Thirdly, China is not a free market economy; China practises “guided capitalism” that does not leave the fate of its economy in the hands of invisible market forces. State regulation and control of the economy is a high priority for the political authorities in China. As such, China may not yet be going down the path of any economic crisis, but may be experiencing a growth fatigue or an overheated economy, whose capacity to sustain its high growth rate is waning. 

Insatiable appetite

China’s robust economic growth has been good for Africa, especially in the last two decades.  The phenomenal expansion of China’s economy created an insatiable appetite for natural resources and raw materials to fuel its production base, and also the need for new markets to sell its finished products. Africa was one of the new trade frontiers for China. From a trade volume of $10.5 billion in 2000, the figure increased to $40 billion in 2005, $166 in 2011, $210 billion in 2013 and is estimated to reach $280 billion by the end of this year. China is now Africa’s biggest trading partner, surpassing Europe and the United States, and has developed a “Special Plan of Trade with Africa” with which it seeks to scale up trade relations with the continent.

But China’s economic foray into Africa is not confined to trade alone, China has penetrated major economic sectors ranging from the infrastructure of roads, railways, telecommunications and energy, to agriculture, industry, and construction. China’s recent involvement with Africa partly defines Africa’s rising success story. Trade with China diversified Africa’s economic relations ,which was crucial to avoiding the economic crisis that gripped many Western countries. Without that, Africa would have melted with its traditional trading partners, with depressed primary commodity and mineral prices. China, with its high demand, kept prices at a reasonable level, which allowed African countries to reap the benefits of higher export receipts. China has been a major source of development financing for African countries in recent times.
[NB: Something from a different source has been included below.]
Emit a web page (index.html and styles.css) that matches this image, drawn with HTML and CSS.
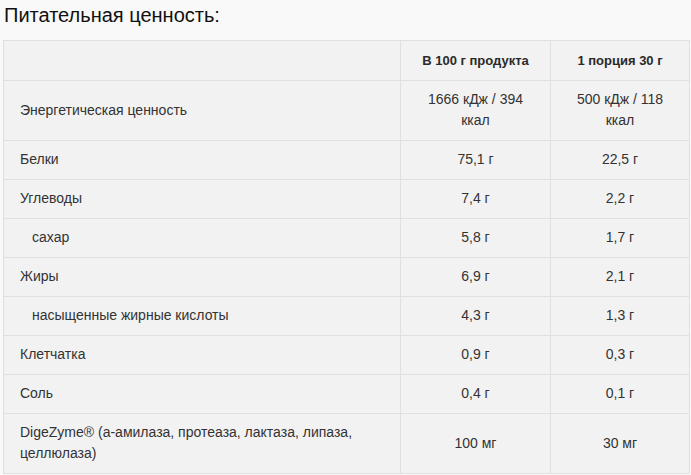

It is estimated that between 2009 and 2012, China provided African countries with about $10 billion in concessional loans, a figure which is to be doubled to $20 billion from 2013 to 2015. It is anticipated that by 2025, China will have provided African countries with about $1 trillion in development financing including direct investment, soft and concessional loans. Also, the “China-Africa Development Fund” is a viable mechanism for development assistance, which invested over $1.8 billion in no less than 53 projects in Africa by 2012. 

However, as Yun Sun noted, “the billions of dollars that China commits to Africa are repayable, long-term loans”, and hardly aids. 

China’s decline

China’s economic slowdown is likely to affect African countries, but raise new opportunities for the continent as well. The cycle of the commodity boom may have come to an end with a possible steeper decline in the prices of primary products and mineral resources. This will hurt African countries as their export receipts will likely drop remarkably, which is already happening. The demand for oil is slowing down in China, affecting global oil prices, with negative consequences for oil-producing countries like Angola, Nigeria and Gabon. 

China’s development support and investment portfolio in Africa may also dwindle. The projection of $1 trillion development financing by 2025 may not materialise if China’a economy continues the current slide. 

However, the opportunity for Africa lies in the possibility of intensifying regional economic integration aimed at creating expanded markets and facilitating industrialisation. The truth is that while Africa has benefited from China, there are setbacks as well. There is growing de-industrialisation in many African countries, arising partly from the influx of cheap imported goods from China and other Asian countries. Africa’s weak manufacturing base has been further depleted, especially its textile industry. In the construction sector, for example, China has virtually crowded out local firms such that even local road maintenance is undertaken mostly by Chinese companies. 

If African policymakers can be very strategic and seize the moment, the economic decline in China may afford a window of opportunity for a major push towards industrialisation in Africa. With the tripartite free trade agreement (TFTA) signed and the continental free trade area (CFTA) negotiations about to commence, the market space is already being created; what is left is to expand production by looking inwards at enhancing regional value chains as a major step towards industrial progress.

Also, the development funds contraction from China may challenge African countries to think creatively in raising their own development financing from within. Remittances, for example, estimated at about $65 billion annually, are much bigger than the total Overseas Development Assistance (ODA) that Africa receives. Also, pension funds stashed in Europe and the US running into billions of dollars only provide cheap investment funds for those countries, which could otherwise be used to support Africa’s development process. But this is with the proviso that they are used transparently and productively. As China looks inward to adjust its economy for sustained growth, Africa must reconfigure its strategy in engaging China. China has an Africa policy, Africa also needs to have a clear China policy that will guide it in its relationship with the Chinese. Africa’s current approach to China is ad hoc, unsystematic and fragmented. It would not produce the desired result of economic transformation. China knows what it wants from Africa, Africa on the other hand, should be very clear about what it wants from China in the short, medium and long term. Old and historical fraternities and empty comradely clichés will not be enough to produce meaningful gains in China-Africa relations in a competitive globalised world.

Complacency is not an option for Africa; Africa must not bemoan and complain about what is happening or not happening in China, but think strategically about options and possibilities on how to emerge as the “new China” – the next frontier of economic transformation in the 21st century. Economic development is not a natural state of affairs; it is man-made- a human design, which any people, nation or society can attain. China proved that it is possible in a short space of less than five decades, why not Africa?  NA

Prof.  Said Adejumobi writes in his personal capacity.